Du Béton Made in Africa

« Je rêve d’être footballeur, comme Samuel Eto’o ou… cimentier, comme Aliko Dangote » explique Olumide, du haut de ses 11 ans, lorsque nous le rencontrons à Lagos. Olumide, comme tous les enfants ouest-africains, connaît Dangote, l’homme le plus riche du Nigeria et d’Afrique (et 130e fortune du monde selon le magazine Forbes). Aliko Dangote, magnat du ciment, incarne la nouvelle figure de la réussite en Afrique.

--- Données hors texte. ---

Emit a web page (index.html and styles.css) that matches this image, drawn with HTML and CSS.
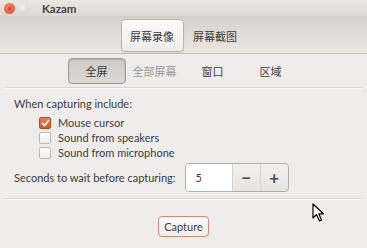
FILE: index.html
```html
<!DOCTYPE html>
<html lang="zh-CN">
<head>
    <meta charset="UTF-8">
    <title>Kazam</title>
    <link rel="stylesheet" href="styles.css">
</head>
<body>
    <div class="window">
        <div class="titlebar">
            <span class="wbtn close">×</span>
            <span class="wbtn min"></span>
            <b class="title">Kazam</b>
        </div>
        <div class="toolbar">
            <button class="tab active">屏幕录像</button>
            <button class="tab">屏幕截图</button>
        </div>
        <main>
            <div class="modes">
                <button class="mode active">全屏</button>
                <button class="mode off">全部屏幕</button>
                <button class="mode">窗口</button>
                <button class="mode">区域</button>
            </div>
            <div class="sep"></div>
            <div class="options">
                <p class="heading">When capturing include:</p>
                <label class="check"><span class="box on"><svg width="9" height="8" viewBox="0 0 9 8"><path d="M1 4.2 L3.4 6.5 L8 1.2" fill="none" stroke="#fff" stroke-width="1.8"/></svg></span>Mouse cursor</label>
                <label class="check"><span class="box"></span>Sound from speakers</label>
                <label class="check"><span class="box"></span>Sound from microphone</label>
                <div class="delay">
                    <span>Seconds to wait before capturing:</span>
                    <div class="spin">
                        <span class="value">5</span>
                        <span class="step">&minus;</span>
                        <span class="step">+</span>
                    </div>
                </div>
            </div>
            <div class="sep"></div>
            <div class="footer">
                <button class="capture">Capture</button>
            </div>
        </main>
        <svg class="cursor" width="14" height="20" viewBox="0 0 14 20">
            <path d="M1 1 L1 15 L4.5 11.5 L7.5 18 L9.5 17 L6.8 10.8 L11.5 10.8 Z" fill="#fff" stroke="#000" stroke-width="1.2" stroke-linejoin="round"/>
        </svg>
    </div>
</body>
</html>
```

FILE: styles.css
```css
body {
    margin: 0;
    background-color: #efedeb;
    font-family: "Lato", "Noto Sans CJK SC", sans-serif;
    font-size: 11px;
    color: #3c3c3c;
}
.window {
    position: relative;
    width: 367px;
    height: 248px;
    overflow: hidden;
}
.titlebar {
    display: flex;
    align-items: center;
    height: 16px;
    padding-left: 4px;
    background: linear-gradient(#ebe8e4, #dcd8d3);
}
.wbtn {
    width: 11px;
    height: 11px;
    border-radius: 50%;
    margin-right: 3px;
    font-size: 8px;
    line-height: 11px;
    text-align: center;
    color: #7a2a17;
}
.close {
    background: radial-gradient(circle at 40% 35%, #f48a6a, #df4a24);
}
.min {
    background: radial-gradient(circle at 40% 35%, #f6f4f1, #cfcbc6);
}
.title {
    margin-left: 10px;
    font-size: 11.5px;
    color: #444;
}
.toolbar {
    display: flex;
    justify-content: center;
    height: 34px;
    padding-top: 3px;
    background: linear-gradient(#d4d0ca, #e3e0db 60%, #e8e5e1);
    border-bottom: 1px solid #c4bfb8;
}
button {
    font-family: inherit;
    font-size: 11px;
    color: #3c3c3c;
    background: none;
    border: 1px solid transparent;
    margin: 0;
    padding: 0;
}
.tab, .mode {
    font-family: "Noto Sans CJK SC", sans-serif;
    font-size: 11px;
}
.tab {
    width: 63px;
    height: 33px;
    border-radius: 4px;
}
.tab.active {
    background: linear-gradient(#fbfaf9, #efedea);
    border-color: #b9b4ae;
    box-shadow: 0 1px 1px rgba(0, 0, 0, 0.08);
}
main {
    padding-top: 4px;
}
.modes {
    display: flex;
    justify-content: center;
}
.mode {
    width: 58px;
    height: 26px;
    border-radius: 4px;
}
.mode.active {
    background: linear-gradient(#cfccc8, #dcd9d5);
    border-color: #9f9a94;
    box-shadow: inset 0 1px 2px rgba(0, 0, 0, 0.15);
}
.mode.off {
    color: #9a9896;
}
.sep {
    height: 1px;
    margin: 3px 5px 0 5px;
    background-color: #d9d6d2;
    border-bottom: 1px solid #fbfaf9;
}
.options {
    padding: 8px 14px 0 14px;
}
.heading {
    margin: 0 0 4px 0;
    line-height: 14px;
}
.check {
    display: flex;
    align-items: center;
    height: 15px;
    margin-left: 25px;
}
.box {
    display: flex;
    align-items: center;
    justify-content: center;
    width: 10px;
    height: 10px;
    margin-right: 7px;
    border: 1px solid #bdb8b2;
    border-radius: 2px;
    background: linear-gradient(#ffffff, #efedeb);
}
.box.on {
    border-color: #b64a24;
    background: linear-gradient(#ee7a52, #d9522a);
}
.delay {
    display: flex;
    align-items: center;
    margin-top: 3px;
    margin-bottom: 6px;
}
.spin {
    display: flex;
    margin-left: 9px;
    height: 27px;
    border: 1px solid #b3aea8;
    border-radius: 4px;
    background: linear-gradient(#f3f1ef, #e6e3e0);
}
.value {
    width: 36px;
    padding-left: 10px;
    line-height: 27px;
    background-color: #fff;
    border-radius: 3px 0 0 3px;
    border-right: 1px solid #d6d2ce;
}
.step {
    width: 27px;
    line-height: 27px;
    text-align: center;
    font-size: 17px;
    font-weight: bold;
    color: #4a4a4a;
}
.step + .step {
    border-left: 1px solid #d6d2ce;
}
.footer {
    display: flex;
    justify-content: center;
    padding-top: 16px;
}
.capture {
    width: 51px;
    height: 21px;
    border-color: #d0897a;
    border-radius: 4px;
    background: linear-gradient(#fbfaf9, #efedea);
}
.cursor {
    position: absolute;
    left: 312px;
    top: 203px;
}
```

Depuis les années 2000, la compagnie Dangote a ouvert des cimenteries sur tout le continent à partir de carrières de calcaire locales pour produire la précieuse poudre grise qui, mélangée à du sable, du gravier et de l’eau, donne du béton. Le ciment, qui était hier un matériau d’importation réservé aux quartiers coloniaux et aux élites, est désormais produit localement et perçu comme 100 % Made in Africa.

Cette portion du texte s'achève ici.